Kalau kita tidak balance di dalam pembicaraan ini, kita bisa menjadi orang yang akhirnya masuk kepada pembacaan realita yang tidak jujur. Kita selalu ingin gambaran, image yang lebih baik, kalau bisa bicara semuanya “sudah”, malah kadang-kadang bisa timbul suatu spirit, kalau orang membicarakan sesuatu yang negatif, padahal itu kenyataannya di dalam realitas, kita merasa itu sebagai satu discouragement. Misalnya kita sudah berjuang mati-matian, ternyata toh masih ada juga kekurangan, lalu kita berharap, ya sudahlah kekurangan itu ditoleransi saja, kan saya sudah berusaha memberikan yang terbaik, kenapa orang masih membicarakan kekurangannya juga dan kadang kita merasa lelah, sudah berusaha semaksimal mungkin, tapi kok teganya orang lain masih membicarakan kekurangannya itu dan bukan melihat apa yang sudah saya kerjakan, lalu kita merasa discourage, dst.

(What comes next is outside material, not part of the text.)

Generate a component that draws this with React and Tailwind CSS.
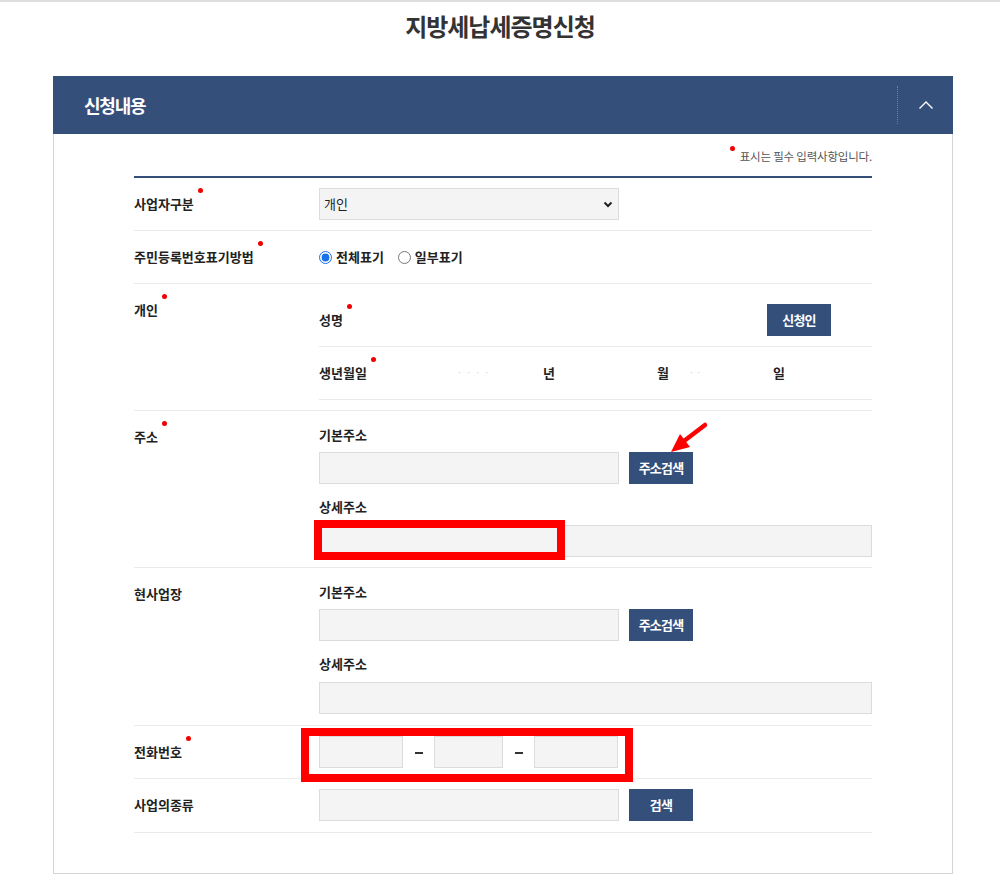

Memang di dalam gambaran seperti ini, kita melihat ada satu kecenderungan waktu manusia membicarakan yang belum, itu agaknya memang cukup mengganggu. Bicara yang belum bisa dianggap sebagai suatu keadaan, kok orang tidak berterima kasih ya dengan apa yang sudah dikerjakan? Kita bisa membaca di dalam perspektif seperti ini, perspektif paranoia atau kita bisa melihat sebagai satu gambaran yang positif, justru karena kita tahu ada yang belum, kebeluman itu mendorong kita untuk terus mengejar apa yang memang masih perlu dikerjakan selama kita masih hidup di dalam dunia ini. Ada orang waktu membesarkan anak, dia berpikir ini belum, belum, belum sampai universitas, lalu selesai, masih belum juga karena belum dapat pekerjaan, akhirnya cari pekerjaan, setelah dapat pekerjaan, menikah dst. Sekarang sudah, waktunya berlibur berdua dengan suami atau istri, tidak diganggu lagi oleh anak, dari belum sampai sudah, lalu setelah sudah ya sudah, berarti sudah selesai?

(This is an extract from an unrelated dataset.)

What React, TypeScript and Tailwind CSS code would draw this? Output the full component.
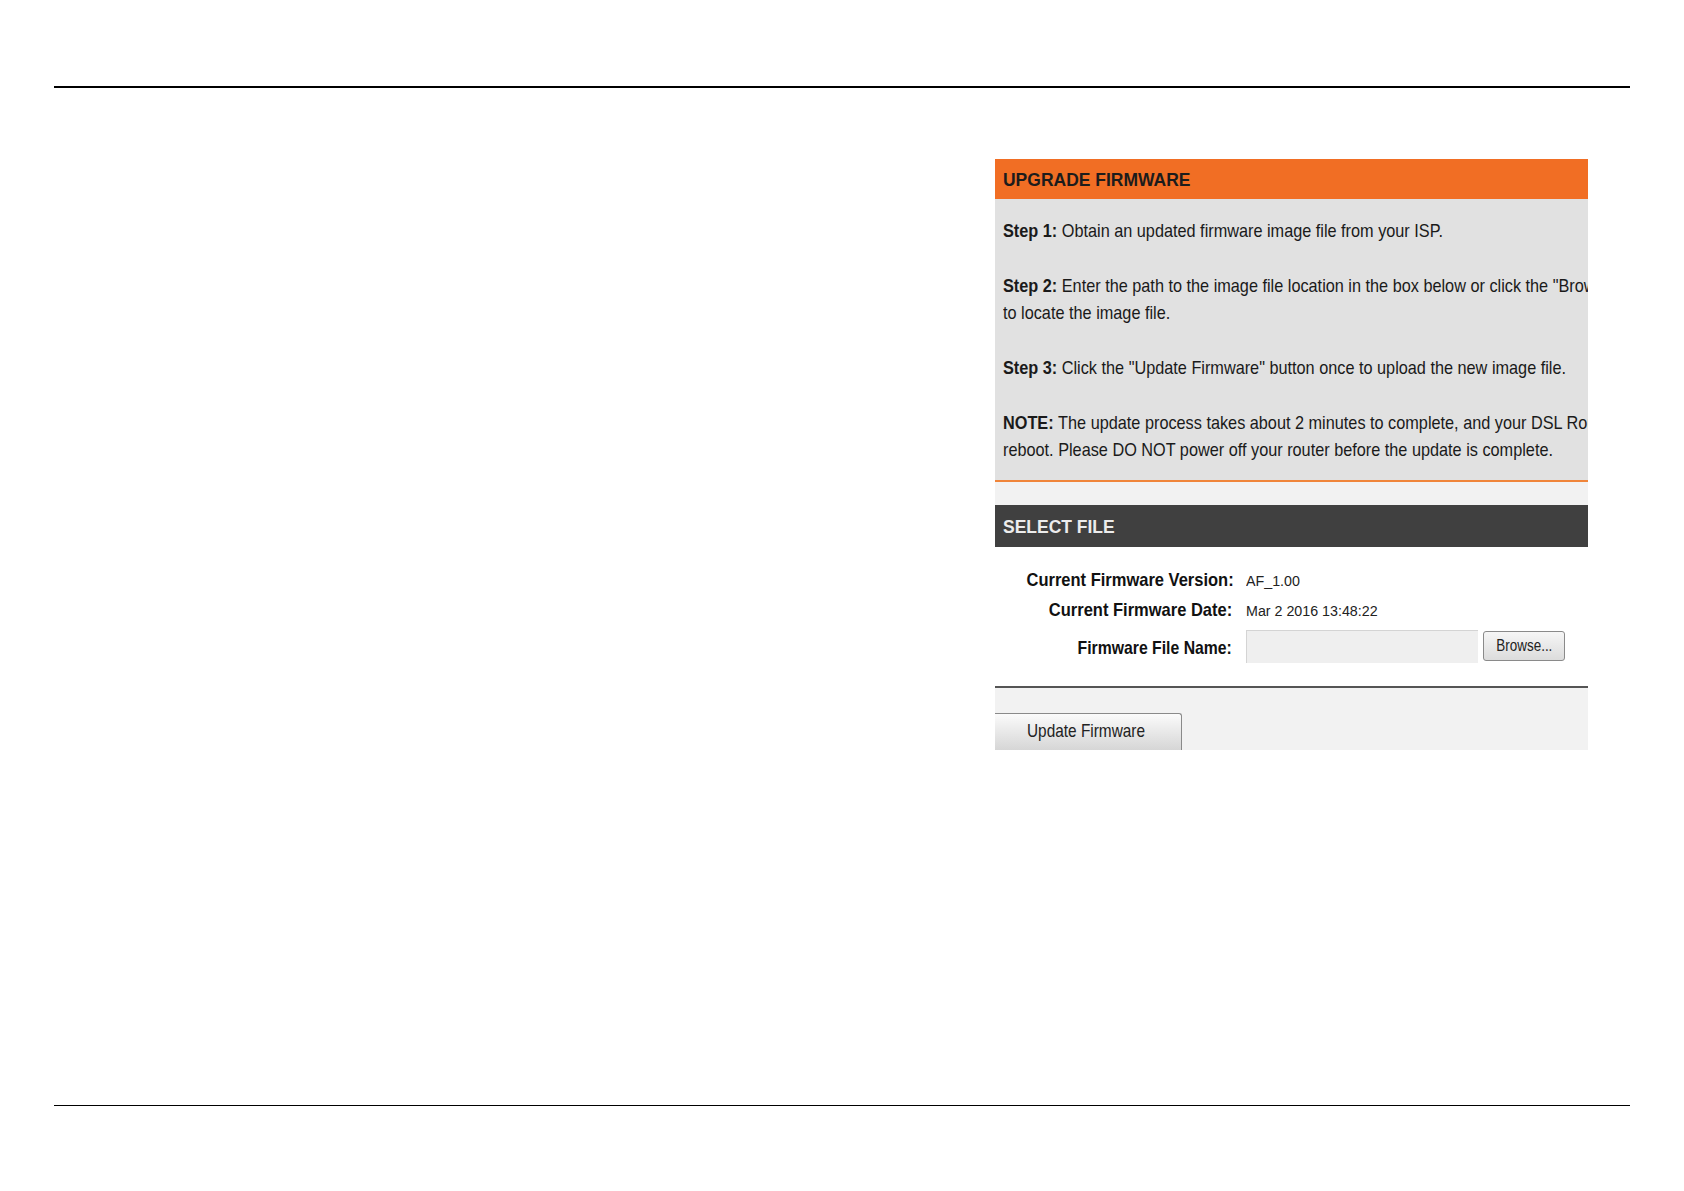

Waktu orang berpikir sudah dan tidak memikirkan lagi aspek kebeluman, dia menghidupi kehidupan ini rather secara dualisme, seperti peribahasa yang mengatakan, “bersusah-susah dahulu, lalu bersenang-senang kemudian” (saya sudah pernah bahas bagian ini), maksudnya seperti ada dua periode dalam kehidupan, dari bersusah-susah lalu bersenang-senang, karena susahnya sudah dan sekarang masuk dalam kesenangan. Kita tahu di dalam kehidupan manusia, hal seperti ini kan tidak realistis untuk dihidupi? Waktu kita katakan sudah, sudah di dalam hal apapun, sudah punya rumah, anak sudah menikah, sudah dapat kerjaan, sudah, sudah…., eeeh ternyata masih ada juga sebetulnya yang problem dan kita dipaksa lagi untuk berpikir, juga belum benar-benar sudah, ternyata ya belum, ternyata ada yang belum beres juga di dalam kehidupan saya.

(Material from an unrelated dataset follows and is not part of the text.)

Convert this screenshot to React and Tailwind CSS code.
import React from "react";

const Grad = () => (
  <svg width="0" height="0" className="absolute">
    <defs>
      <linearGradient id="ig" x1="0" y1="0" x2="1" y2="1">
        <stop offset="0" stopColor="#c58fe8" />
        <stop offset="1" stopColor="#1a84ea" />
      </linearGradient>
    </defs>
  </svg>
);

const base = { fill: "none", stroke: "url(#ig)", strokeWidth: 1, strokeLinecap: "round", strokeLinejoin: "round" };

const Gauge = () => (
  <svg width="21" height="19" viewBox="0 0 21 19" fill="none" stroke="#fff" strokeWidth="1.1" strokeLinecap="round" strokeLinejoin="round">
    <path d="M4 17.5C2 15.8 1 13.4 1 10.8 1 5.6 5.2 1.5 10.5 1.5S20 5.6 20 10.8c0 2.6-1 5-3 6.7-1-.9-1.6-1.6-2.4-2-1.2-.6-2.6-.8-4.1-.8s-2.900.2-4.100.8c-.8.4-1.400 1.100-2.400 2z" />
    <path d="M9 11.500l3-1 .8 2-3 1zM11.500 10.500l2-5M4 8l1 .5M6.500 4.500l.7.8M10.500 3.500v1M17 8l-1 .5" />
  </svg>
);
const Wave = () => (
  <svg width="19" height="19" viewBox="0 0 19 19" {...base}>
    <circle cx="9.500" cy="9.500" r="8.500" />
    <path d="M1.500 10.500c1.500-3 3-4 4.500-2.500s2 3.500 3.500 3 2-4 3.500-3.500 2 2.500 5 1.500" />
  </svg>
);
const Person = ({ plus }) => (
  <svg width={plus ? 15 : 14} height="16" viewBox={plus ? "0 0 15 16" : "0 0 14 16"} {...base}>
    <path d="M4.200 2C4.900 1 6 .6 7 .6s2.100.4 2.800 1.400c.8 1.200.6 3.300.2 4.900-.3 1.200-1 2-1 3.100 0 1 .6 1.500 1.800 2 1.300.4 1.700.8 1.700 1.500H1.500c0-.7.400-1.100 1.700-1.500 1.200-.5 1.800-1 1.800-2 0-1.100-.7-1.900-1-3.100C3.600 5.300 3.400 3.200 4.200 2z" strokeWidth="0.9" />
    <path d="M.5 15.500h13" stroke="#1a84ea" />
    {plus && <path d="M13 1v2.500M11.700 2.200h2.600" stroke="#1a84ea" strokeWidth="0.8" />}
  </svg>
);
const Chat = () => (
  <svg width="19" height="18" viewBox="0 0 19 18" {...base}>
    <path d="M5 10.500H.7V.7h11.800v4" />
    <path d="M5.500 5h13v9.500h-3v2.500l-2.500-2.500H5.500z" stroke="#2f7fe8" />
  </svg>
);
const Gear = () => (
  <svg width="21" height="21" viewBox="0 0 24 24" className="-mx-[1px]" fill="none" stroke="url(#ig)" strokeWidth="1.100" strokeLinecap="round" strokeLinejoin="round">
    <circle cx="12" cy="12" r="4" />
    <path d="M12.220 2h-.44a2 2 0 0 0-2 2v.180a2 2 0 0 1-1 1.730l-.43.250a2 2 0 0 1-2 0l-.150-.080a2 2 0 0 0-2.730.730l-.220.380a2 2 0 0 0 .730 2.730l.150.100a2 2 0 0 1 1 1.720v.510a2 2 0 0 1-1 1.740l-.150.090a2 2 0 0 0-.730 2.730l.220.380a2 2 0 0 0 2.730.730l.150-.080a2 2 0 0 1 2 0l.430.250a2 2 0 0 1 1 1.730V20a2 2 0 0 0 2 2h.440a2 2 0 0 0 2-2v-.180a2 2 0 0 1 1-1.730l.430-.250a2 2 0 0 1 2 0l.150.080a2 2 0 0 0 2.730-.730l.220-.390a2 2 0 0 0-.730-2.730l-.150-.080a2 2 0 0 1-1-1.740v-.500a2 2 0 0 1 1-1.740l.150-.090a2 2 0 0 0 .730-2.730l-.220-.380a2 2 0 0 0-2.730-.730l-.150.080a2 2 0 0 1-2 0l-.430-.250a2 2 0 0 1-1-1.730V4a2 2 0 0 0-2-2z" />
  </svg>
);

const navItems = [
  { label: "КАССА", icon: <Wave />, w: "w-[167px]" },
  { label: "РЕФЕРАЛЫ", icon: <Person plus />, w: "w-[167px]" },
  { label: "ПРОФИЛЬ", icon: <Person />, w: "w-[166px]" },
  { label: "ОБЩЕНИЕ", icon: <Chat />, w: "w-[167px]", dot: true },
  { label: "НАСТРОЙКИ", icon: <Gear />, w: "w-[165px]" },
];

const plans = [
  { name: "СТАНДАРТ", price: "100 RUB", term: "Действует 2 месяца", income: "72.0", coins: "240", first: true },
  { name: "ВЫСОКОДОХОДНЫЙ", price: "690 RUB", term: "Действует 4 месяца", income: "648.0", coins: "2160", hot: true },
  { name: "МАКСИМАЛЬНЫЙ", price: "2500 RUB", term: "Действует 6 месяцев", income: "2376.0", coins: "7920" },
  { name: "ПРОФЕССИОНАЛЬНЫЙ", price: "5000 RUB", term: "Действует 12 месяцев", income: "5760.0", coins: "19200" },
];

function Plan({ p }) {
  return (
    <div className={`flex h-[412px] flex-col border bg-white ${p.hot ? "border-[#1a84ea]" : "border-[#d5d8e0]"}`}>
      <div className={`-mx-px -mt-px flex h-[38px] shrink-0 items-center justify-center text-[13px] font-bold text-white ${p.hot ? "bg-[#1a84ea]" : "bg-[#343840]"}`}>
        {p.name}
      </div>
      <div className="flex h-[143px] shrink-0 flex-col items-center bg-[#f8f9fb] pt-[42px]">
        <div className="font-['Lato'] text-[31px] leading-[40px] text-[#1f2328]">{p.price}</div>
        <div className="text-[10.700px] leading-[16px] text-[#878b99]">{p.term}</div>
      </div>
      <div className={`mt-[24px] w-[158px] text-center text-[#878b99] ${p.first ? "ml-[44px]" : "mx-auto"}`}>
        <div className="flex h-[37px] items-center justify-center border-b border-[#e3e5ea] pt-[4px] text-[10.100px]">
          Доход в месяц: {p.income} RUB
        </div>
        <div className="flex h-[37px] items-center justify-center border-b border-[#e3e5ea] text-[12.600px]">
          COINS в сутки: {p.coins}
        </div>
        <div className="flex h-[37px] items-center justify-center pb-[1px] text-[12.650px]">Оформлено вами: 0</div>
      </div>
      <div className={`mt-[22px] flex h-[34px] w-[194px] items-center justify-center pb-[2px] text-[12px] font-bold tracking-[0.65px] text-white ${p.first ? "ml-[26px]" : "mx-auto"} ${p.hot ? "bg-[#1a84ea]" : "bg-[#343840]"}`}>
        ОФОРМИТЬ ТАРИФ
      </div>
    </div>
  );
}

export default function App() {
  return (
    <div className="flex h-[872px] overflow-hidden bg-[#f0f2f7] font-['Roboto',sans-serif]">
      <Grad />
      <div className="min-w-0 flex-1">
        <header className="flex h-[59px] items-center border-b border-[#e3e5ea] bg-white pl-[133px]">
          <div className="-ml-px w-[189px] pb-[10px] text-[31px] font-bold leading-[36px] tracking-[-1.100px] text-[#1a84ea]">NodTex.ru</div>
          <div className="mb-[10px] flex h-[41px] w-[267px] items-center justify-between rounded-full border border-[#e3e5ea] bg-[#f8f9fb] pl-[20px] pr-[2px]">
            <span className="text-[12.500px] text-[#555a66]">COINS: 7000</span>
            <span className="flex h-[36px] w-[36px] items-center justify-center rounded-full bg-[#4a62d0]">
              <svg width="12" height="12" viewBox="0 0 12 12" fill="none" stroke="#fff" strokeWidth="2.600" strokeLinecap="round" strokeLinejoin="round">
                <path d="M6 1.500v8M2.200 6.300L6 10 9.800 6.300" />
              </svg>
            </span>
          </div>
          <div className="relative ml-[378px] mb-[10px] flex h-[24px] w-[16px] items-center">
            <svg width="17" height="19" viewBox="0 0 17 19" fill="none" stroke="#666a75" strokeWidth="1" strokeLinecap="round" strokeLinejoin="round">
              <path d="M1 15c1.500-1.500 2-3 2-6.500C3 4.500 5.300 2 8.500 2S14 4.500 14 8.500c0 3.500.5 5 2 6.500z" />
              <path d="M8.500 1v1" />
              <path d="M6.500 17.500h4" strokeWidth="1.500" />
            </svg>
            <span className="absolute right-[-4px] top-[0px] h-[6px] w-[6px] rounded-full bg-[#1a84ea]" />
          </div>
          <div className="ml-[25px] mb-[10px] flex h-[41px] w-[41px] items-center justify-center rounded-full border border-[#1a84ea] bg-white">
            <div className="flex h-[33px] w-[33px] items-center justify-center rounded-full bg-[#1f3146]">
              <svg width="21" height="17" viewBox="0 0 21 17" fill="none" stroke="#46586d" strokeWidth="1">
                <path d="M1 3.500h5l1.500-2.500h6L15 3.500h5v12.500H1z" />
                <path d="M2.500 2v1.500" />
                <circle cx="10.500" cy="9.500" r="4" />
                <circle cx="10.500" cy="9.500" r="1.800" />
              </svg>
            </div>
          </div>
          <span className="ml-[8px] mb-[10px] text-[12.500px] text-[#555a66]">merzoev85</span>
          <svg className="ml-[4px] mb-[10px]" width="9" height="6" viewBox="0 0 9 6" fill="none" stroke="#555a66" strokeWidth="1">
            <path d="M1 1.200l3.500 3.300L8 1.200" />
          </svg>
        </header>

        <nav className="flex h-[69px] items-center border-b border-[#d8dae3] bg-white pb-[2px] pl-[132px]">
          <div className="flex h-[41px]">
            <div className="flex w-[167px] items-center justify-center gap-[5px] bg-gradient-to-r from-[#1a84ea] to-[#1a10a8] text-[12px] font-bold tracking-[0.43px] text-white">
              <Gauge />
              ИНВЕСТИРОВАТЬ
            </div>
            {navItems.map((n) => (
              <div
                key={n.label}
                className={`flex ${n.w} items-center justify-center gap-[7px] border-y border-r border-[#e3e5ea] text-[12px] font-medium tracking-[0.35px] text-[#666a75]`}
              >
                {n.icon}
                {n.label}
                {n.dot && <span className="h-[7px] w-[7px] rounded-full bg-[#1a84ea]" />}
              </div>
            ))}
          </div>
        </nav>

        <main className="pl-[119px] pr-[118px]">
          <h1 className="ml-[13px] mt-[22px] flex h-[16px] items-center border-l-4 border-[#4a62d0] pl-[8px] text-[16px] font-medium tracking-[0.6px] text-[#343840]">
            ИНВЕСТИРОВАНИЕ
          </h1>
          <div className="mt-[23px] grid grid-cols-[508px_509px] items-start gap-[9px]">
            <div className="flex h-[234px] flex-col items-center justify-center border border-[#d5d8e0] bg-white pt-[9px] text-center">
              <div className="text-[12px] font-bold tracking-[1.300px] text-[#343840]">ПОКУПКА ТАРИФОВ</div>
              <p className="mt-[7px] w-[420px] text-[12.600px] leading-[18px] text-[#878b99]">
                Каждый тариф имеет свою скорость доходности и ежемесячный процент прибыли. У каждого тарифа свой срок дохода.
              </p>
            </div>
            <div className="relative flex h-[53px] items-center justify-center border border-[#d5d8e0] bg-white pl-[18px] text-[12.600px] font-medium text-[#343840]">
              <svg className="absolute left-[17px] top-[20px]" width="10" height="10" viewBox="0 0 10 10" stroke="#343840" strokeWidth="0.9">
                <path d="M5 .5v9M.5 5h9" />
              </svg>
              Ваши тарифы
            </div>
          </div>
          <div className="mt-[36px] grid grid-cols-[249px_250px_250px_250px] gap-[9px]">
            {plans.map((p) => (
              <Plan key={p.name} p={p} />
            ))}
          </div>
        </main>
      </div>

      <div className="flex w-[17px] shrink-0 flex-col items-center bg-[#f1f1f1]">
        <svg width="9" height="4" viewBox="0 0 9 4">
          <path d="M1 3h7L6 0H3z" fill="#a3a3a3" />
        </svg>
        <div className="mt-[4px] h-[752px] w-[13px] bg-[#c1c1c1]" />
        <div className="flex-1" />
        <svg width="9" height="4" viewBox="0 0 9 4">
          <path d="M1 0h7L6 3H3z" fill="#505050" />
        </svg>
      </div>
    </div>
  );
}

Tuhan tahu menakar bagian-bagian yang belum ini, karena Dia maha bijaksana, Dia tidak memberikan takaran yang terlalu berat, sampai kita tidak bisa menanggungnya, tetapi Tuhan juga tidak akan membiarkan kita masuk ke dalam pemahaman sudah, sampai kita terus akhirnya hidup secara hedonis, semua tugas sudah selesai dikerjakan, sekarang saya bisa melakukan kehidupan ini seenak saya, saya bisa melakukan apapun yan saya mau, tidak perlu kerja lagi, uang juga sudah cukup, dst., sekarang gantian, anak yang harus memperhatikan saya dst. Saya kuatir gambaran seperti ini menjadi satu gambaran yang salah tentang Kerajaan Allah. Waktu kita perjamuan kudus, kita memikirkan apa yang sudah dikerjakan oleh Yesus Kristus di atas kayu salib dan sudah sempurna, tidak perlu ditambahkan, itu perfect sacrifice, tetapi sisi yang lain kita juga dibawa kepada satu visi, bahwa pekerjaan Tuhan di dalam dunia ini belum selesai.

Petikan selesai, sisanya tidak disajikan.